Before you get started, you will need some supplies to use within your sessions. These include construction paper, crayons/markers/colored pencils, scissors, old magazines, and ads from old newspapers. Contact people that you know and send home a note to parents asking them for magazines, toy catalogs, newspapers, ads, and travel brochures that they no longer need. Be sure to look through whatever you gather to make sure that they are appropriate to use with children. Some magazines may have ads that could be pulled out and then used without a problem.

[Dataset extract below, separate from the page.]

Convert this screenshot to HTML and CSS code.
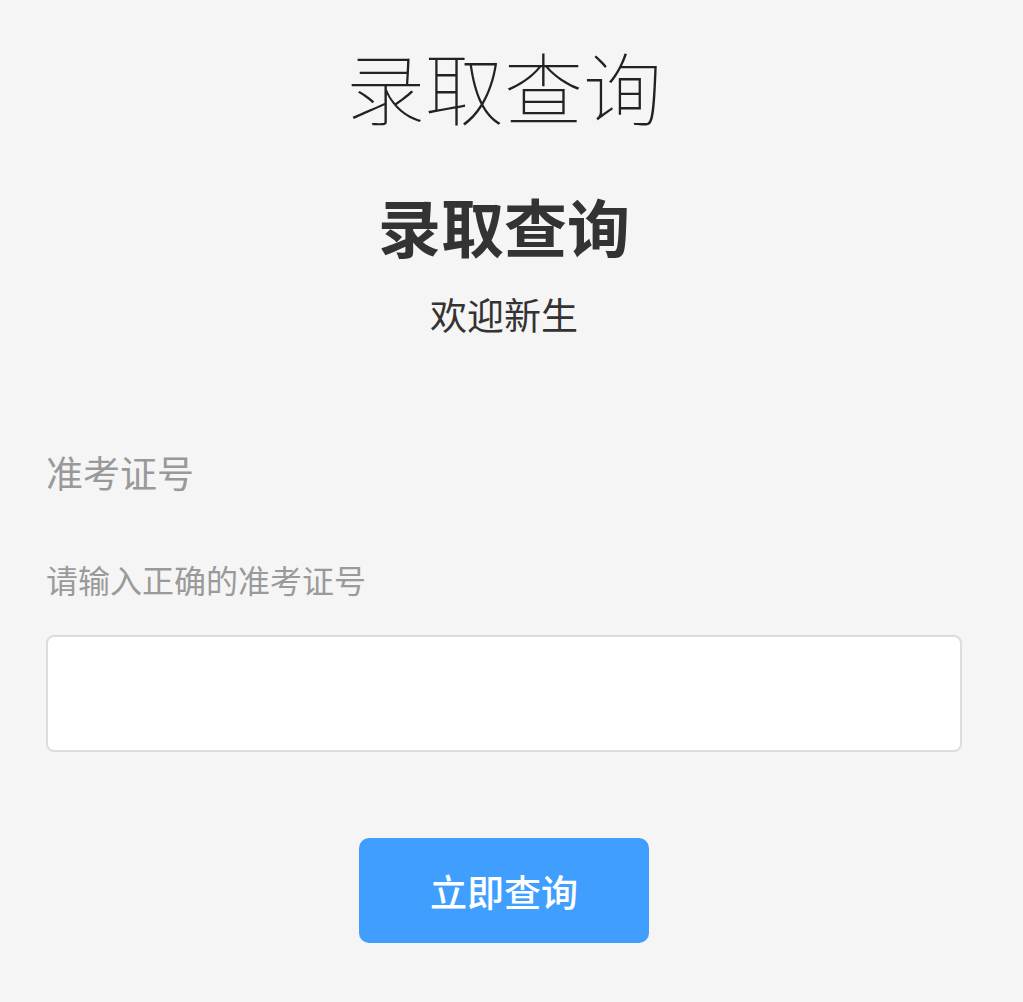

When working on collage activities, it is easy to personalize the focus for the individual student goals. One child may be struggling with science vocabulary and need variations or clues to help them with the meaning. Another child may need to work on using different skills like articulation. Multiple collage pages may be put together to make a book that can be laminated to take home for practice. Some possible vocabulary collage ideas include:

  • Items that are a certain color
  • Rhyming words
  • Pictures of synonyms
  • Opposites on the left and right of a page
  • Words that all have the same start sound |f| |st| |cl| or whatever the child is working on

As everyone is working on the collages, talk through the process. What steps are they following? Going over this can help work on words used to describe sequencing steps and boost their confidence talking in groups. Take time to help everyone label items so they will be available when home. It may be helpful to have translations for multilingual learners. Once the collages are finished and everyone has had time to share them, they may be brought home for reinforcement of the skills being addressed. Since they helped to make them, they are more likely to use them when working on speech and language skills.